Data section ::
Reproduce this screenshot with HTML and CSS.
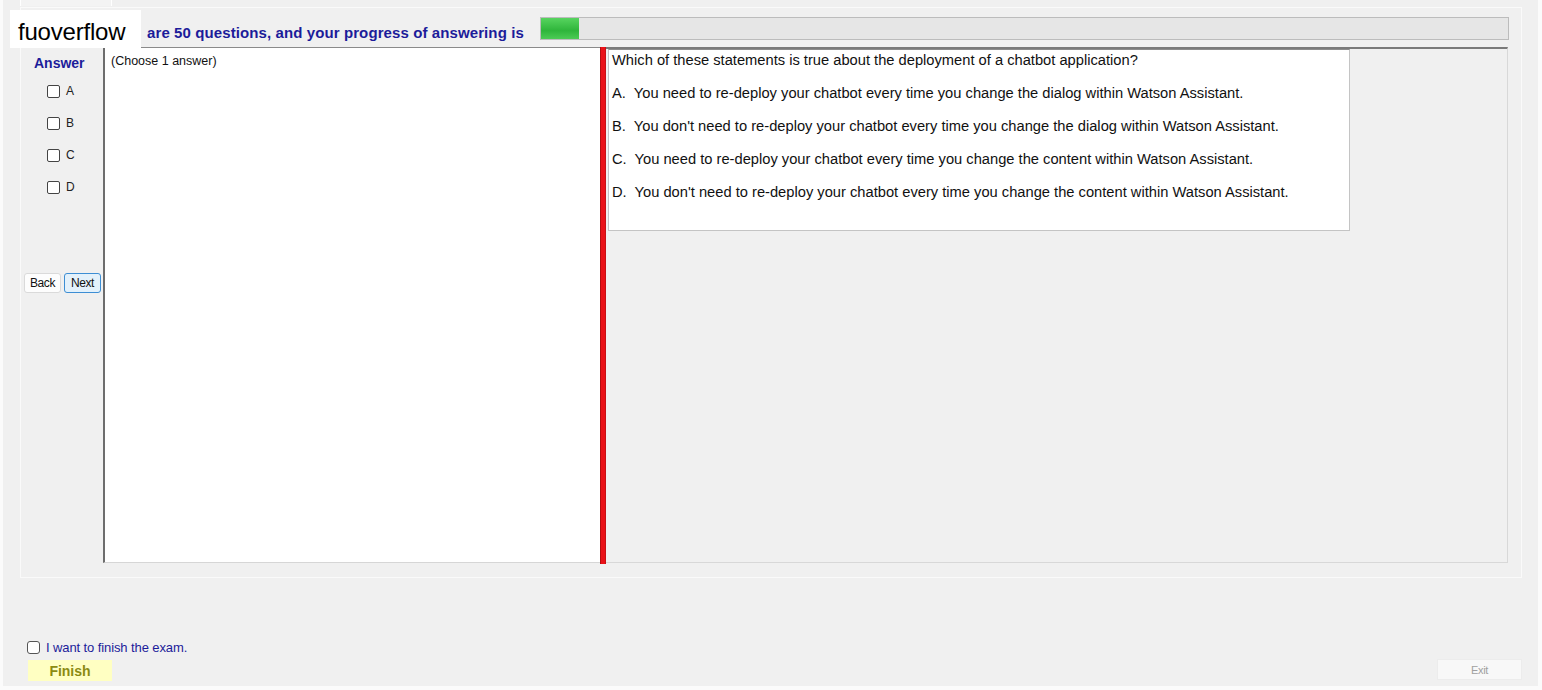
FILE: index.html
```html
<!DOCTYPE html>
<html lang="en">
<head>
    <meta charset="UTF-8">
    <title>Exam</title>
    <link rel="stylesheet" href="styles.css">
</head>
<body>
    <div class="window">
        <div class="tab"></div>

        <div class="panel">
            <div class="brand">fuoverflow</div>

            <div class="header">
                <span class="progress-text">are 50 questions, and your progress of answering is</span>
                <div class="progress"><div class="progress-fill" style="width: 38px"></div></div>
            </div>

            <div class="main">
                <div class="answers">
                    <div class="answers-title">Answer</div>
                    <label class="choice"><span class="box"></span>A</label>
                    <label class="choice"><span class="box"></span>B</label>
                    <label class="choice"><span class="box"></span>C</label>
                    <label class="choice"><span class="box"></span>D</label>
                    <div class="nav">
                        <button class="btn">Back</button>
                        <button class="btn btn-next">Next</button>
                    </div>
                </div>

                <div class="note">(Choose 1 answer)</div>

                <div class="splitter"></div>

                <div class="question-area">
                    <div class="question">
                        <p>Which of these statements is true about the deployment of a chatbot application?</p>
                        <p>A.&nbsp; You need to re-deploy your chatbot every time you change the dialog within Watson Assistant.</p>
                        <p>B.&nbsp; You don't need to re-deploy your chatbot every time you change the dialog within Watson Assistant.</p>
                        <p>C.&nbsp; You need to re-deploy your chatbot every time you change the content within Watson Assistant.</p>
                        <p>D.&nbsp; You don't need to re-deploy your chatbot every time you change the content within Watson Assistant.</p>
                    </div>
                </div>
            </div>
        </div>

        <div class="footer">
            <div class="finish-group">
                <label class="finish-check"><span class="box"></span>I want to finish the exam.</label>
                <button class="btn-finish">Finish</button>
            </div>
            <button class="btn-exit">Exit</button>
        </div>
    </div>
</body>
</html>
```

FILE: styles.css
```css
:root {
    --navy: #1c1c9a;
    --bg: #f0f0f0;
}

* {
    box-sizing: border-box;
}

body {
    margin: 0;
    background: #fbfbfb;
    font-family: 'Liberation Sans', Arial, sans-serif;
}

.window {
    position: relative;
    width: 1535px;
    height: 686px;
    margin-left: 3px;
    background: var(--bg);
    display: flex;
    flex-direction: column;
}

.tab {
    width: 92px;
    height: 6px;
    margin-left: 17px;
    border-left: 1px solid #fff;
    border-right: 1px solid #fff;
    background: #f3f3f3;
}

.panel {
    width: 1502px;
    height: 571px;
    margin: 1px 0 0 17px;
    border: 1px solid #fafafa;
    padding: 0 13px 0 1px;
}

/* watermark sits on top of the header text */
.brand {
    position: absolute;
    left: 7px;
    top: 10px;
    width: 131px;
    height: 38px;
    background: #fff;
    color: #000;
    font-size: 24px;
    line-height: 43px;
    padding-left: 8px;
    letter-spacing: -0.2px;
}

.header {
    height: 39px;
    display: flex;
    align-items: flex-start;
    padding-left: 125px;
}

.progress-text {
    flex: none;
    white-space: nowrap;
    margin-top: 16px;
    font-size: 15px;
    font-weight: bold;
    line-height: 17px;
    letter-spacing: 0.1px;
    color: var(--navy);
}

.progress {
    flex: none;
    width: 969px;
    height: 23px;
    margin: 9px 0 0 16px;
    background: #e6e6e6;
    border: 1px solid #bcbcbc;
}

.progress-fill {
    height: 100%;
    background: linear-gradient(#57d45f, #2fb53b 60%, #4ccb55);
}

.main {
    height: 516px;
    display: flex;
}

.answers {
    width: 81px;
    display: flex;
    flex-direction: column;
    padding-top: 8px;
}

.answers-title {
    margin-left: 12px;
    font-size: 14px;
    font-weight: bold;
    color: var(--navy);
    line-height: 16px;
    margin-bottom: 14px;
}

.choice {
    display: flex;
    height: 32px;
    align-items: flex-start;
    padding-left: 25px;
    font-size: 12px;
    color: #222;
    line-height: 13px;
}

.box {
    width: 13px;
    height: 13px;
    border: 1px solid #444;
    border-radius: 2px;
    background: #fff;
    margin-right: 6px;
}

.nav {
    display: flex;
    gap: 3px;
    margin: 60px 0 0 2px;
}

.btn {
    width: 37px;
    height: 20px;
    padding: 0;
    font-family: inherit;
    font-size: 12px;
    letter-spacing: -0.4px;
    color: #111;
    background: #fdfdfd;
    border: 1px solid #dadada;
    border-radius: 3px;
}

.btn-next {
    background: #e3f1fb;
    border-color: #3d8ed4;
}

.note {
    width: 497px;
    background: #fff;
    border-left: 2px solid #6d6d6d;
    border-top: 1px solid #8a8a8a;
    border-bottom: 1px solid #d6d6d6;
    padding: 6px 0 0 6px;
    font-size: 12.5px;
    color: #111;
}

.splitter {
    width: 6px;
    height: 517px;
    background: #ea1218;
    border-left: 1px solid #b30d10;
    border-right: 1px solid #c81015;
}

.question-area {
    flex: 1;
    border-top: 2px solid #7a7a7a;
    border-right: 1px solid #d8d8d8;
    border-bottom: 1px solid #d8d8d8;
    padding-left: 2px;
}

.question {
    width: 742px;
    height: 182px;
    background: #fff;
    border: 1px solid #c4c4c4;
    border-top-color: #8c8c8c;
    padding: 0 0 0 3px;
}

.question p {
    margin: 0 0 13px;
    font-size: 14.7px;
    line-height: 20px;
    color: #111;
}

.footer {
    flex: 1;
    display: flex;
    justify-content: space-between;
    align-items: flex-end;
    padding: 0 16px 5px 24px;
}

.finish-group {
    display: flex;
    flex-direction: column;
}

.finish-check {
    display: flex;
    align-items: center;
    font-size: 13px;
    letter-spacing: -0.1px;
    color: var(--navy);
    margin-bottom: 5px;
}

.finish-check .box {
    border-color: #555;
    border-radius: 3px;
}

.btn-finish {
    width: 84px;
    height: 21px;
    margin-left: 1px;
    padding: 0;
    border: none;
    background: #ffffc2;
    color: #8b8b12;
    font-family: inherit;
    font-size: 14px;
    font-weight: bold;
}

.btn-exit {
    width: 85px;
    height: 21px;
    margin-bottom: 1px;
    padding: 0;
    border: 1px solid #ececec;
    background: #f8f8f8;
    color: #a0a0a0;
    font-family: inherit;
    font-size: 11px;
    letter-spacing: -0.3px;
}
```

Task description :: Print the complete listing exactly as it stands, without its pictures.

Result of this task ::
Reproduce this screenshot with HTML and CSS.
FILE: index.html
```html
<!DOCTYPE html>
<html lang="en">
<head>
    <meta charset="UTF-8">
    <title>Exam</title>
    <link rel="stylesheet" href="styles.css">
</head>
<body>
    <div class="window">
        <div class="tab"></div>

        <div class="panel">
            <div class="brand">fuoverflow</div>

            <div class="header">
                <span class="progress-text">are 50 questions, and your progress of answering is</span>
                <div class="progress"><div class="progress-fill" style="width: 38px"></div></div>
            </div>

            <div class="main">
                <div class="answers">
                    <div class="answers-title">Answer</div>
                    <label class="choice"><span class="box"></span>A</label>
                    <label class="choice"><span class="box"></span>B</label>
                    <label class="choice"><span class="box"></span>C</label>
                    <label class="choice"><span class="box"></span>D</label>
                    <div class="nav">
                        <button class="btn">Back</button>
                        <button class="btn btn-next">Next</button>
                    </div>
                </div>

                <div class="note">(Choose 1 answer)</div>

                <div class="splitter"></div>

                <div class="question-area">
                    <div class="question">
                        <p>Which of these statements is true about the deployment of a chatbot application?</p>
                        <p>A.&nbsp; You need to re-deploy your chatbot every time you change the dialog within Watson Assistant.</p>
                        <p>B.&nbsp; You don't need to re-deploy your chatbot every time you change the dialog within Watson Assistant.</p>
                        <p>C.&nbsp; You need to re-deploy your chatbot every time you change the content within Watson Assistant.</p>
                        <p>D.&nbsp; You don't need to re-deploy your chatbot every time you change the content within Watson Assistant.</p>
                    </div>
                </div>
            </div>
        </div>

        <div class="footer">
            <div class="finish-group">
                <label class="finish-check"><span class="box"></span>I want to finish the exam.</label>
                <button class="btn-finish">Finish</button>
            </div>
            <button class="btn-exit">Exit</button>
        </div>
    </div>
</body>
</html>
```

FILE: styles.css
```css
:root {
    --navy: #1c1c9a;
    --bg: #f0f0f0;
}

* {
    box-sizing: border-box;
}

body {
    margin: 0;
    background: #fbfbfb;
    font-family: 'Liberation Sans', Arial, sans-serif;
}

.window {
    position: relative;
    width: 1535px;
    height: 686px;
    margin-left: 3px;
    background: var(--bg);
    display: flex;
    flex-direction: column;
}

.tab {
    width: 92px;
    height: 6px;
    margin-left: 17px;
    border-left: 1px solid #fff;
    border-right: 1px solid #fff;
    background: #f3f3f3;
}

.panel {
    width: 1502px;
    height: 571px;
    margin: 1px 0 0 17px;
    border: 1px solid #fafafa;
    padding: 0 13px 0 1px;
}

/* watermark sits on top of the header text */
.brand {
    position: absolute;
    left: 7px;
    top: 10px;
    width: 131px;
    height: 38px;
    background: #fff;
    color: #000;
    font-size: 24px;
    line-height: 43px;
    padding-left: 8px;
    letter-spacing: -0.2px;
}

.header {
    height: 39px;
    display: flex;
    align-items: flex-start;
    padding-left: 125px;
}

.progress-text {
    flex: none;
    white-space: nowrap;
    margin-top: 16px;
    font-size: 15px;
    font-weight: bold;
    line-height: 17px;
    letter-spacing: 0.1px;
    color: var(--navy);
}

.progress {
    flex: none;
    width: 969px;
    height: 23px;
    margin: 9px 0 0 16px;
    background: #e6e6e6;
    border: 1px solid #bcbcbc;
}

.progress-fill {
    height: 100%;
    background: linear-gradient(#57d45f, #2fb53b 60%, #4ccb55);
}

.main {
    height: 516px;
    display: flex;
}

.answers {
    width: 81px;
    display: flex;
    flex-direction: column;
    padding-top: 8px;
}

.answers-title {
    margin-left: 12px;
    font-size: 14px;
    font-weight: bold;
    color: var(--navy);
    line-height: 16px;
    margin-bottom: 14px;
}

.choice {
    display: flex;
    height: 32px;
    align-items: flex-start;
    padding-left: 25px;
    font-size: 12px;
    color: #222;
    line-height: 13px;
}

.box {
    width: 13px;
    height: 13px;
    border: 1px solid #444;
    border-radius: 2px;
    background: #fff;
    margin-right: 6px;
}

.nav {
    display: flex;
    gap: 3px;
    margin: 60px 0 0 2px;
}

.btn {
    width: 37px;
    height: 20px;
    padding: 0;
    font-family: inherit;
    font-size: 12px;
    letter-spacing: -0.4px;
    color: #111;
    background: #fdfdfd;
    border: 1px solid #dadada;
    border-radius: 3px;
}

.btn-next {
    background: #e3f1fb;
    border-color: #3d8ed4;
}

.note {
    width: 497px;
    background: #fff;
    border-left: 2px solid #6d6d6d;
    border-top: 1px solid #8a8a8a;
    border-bottom: 1px solid #d6d6d6;
    padding: 6px 0 0 6px;
    font-size: 12.5px;
    color: #111;
}

.splitter {
    width: 6px;
    height: 517px;
    background: #ea1218;
    border-left: 1px solid #b30d10;
    border-right: 1px solid #c81015;
}

.question-area {
    flex: 1;
    border-top: 2px solid #7a7a7a;
    border-right: 1px solid #d8d8d8;
    border-bottom: 1px solid #d8d8d8;
    padding-left: 2px;
}

.question {
    width: 742px;
    height: 182px;
    background: #fff;
    border: 1px solid #c4c4c4;
    border-top-color: #8c8c8c;
    padding: 0 0 0 3px;
}

.question p {
    margin: 0 0 13px;
    font-size: 14.7px;
    line-height: 20px;
    color: #111;
}

.footer {
    flex: 1;
    display: flex;
    justify-content: space-between;
    align-items: flex-end;
    padding: 0 16px 5px 24px;
}

.finish-group {
    display: flex;
    flex-direction: column;
}

.finish-check {
    display: flex;
    align-items: center;
    font-size: 13px;
    letter-spacing: -0.1px;
    color: var(--navy);
    margin-bottom: 5px;
}

.finish-check .box {
    border-color: #555;
    border-radius: 3px;
}

.btn-finish {
    width: 84px;
    height: 21px;
    margin-left: 1px;
    padding: 0;
    border: none;
    background: #ffffc2;
    color: #8b8b12;
    font-family: inherit;
    font-size: 14px;
    font-weight: bold;
}

.btn-exit {
    width: 85px;
    height: 21px;
    margin-bottom: 1px;
    padding: 0;
    border: 1px solid #ececec;
    background: #f8f8f8;
    color: #a0a0a0;
    font-family: inherit;
    font-size: 11px;
    letter-spacing: -0.3px;
}
```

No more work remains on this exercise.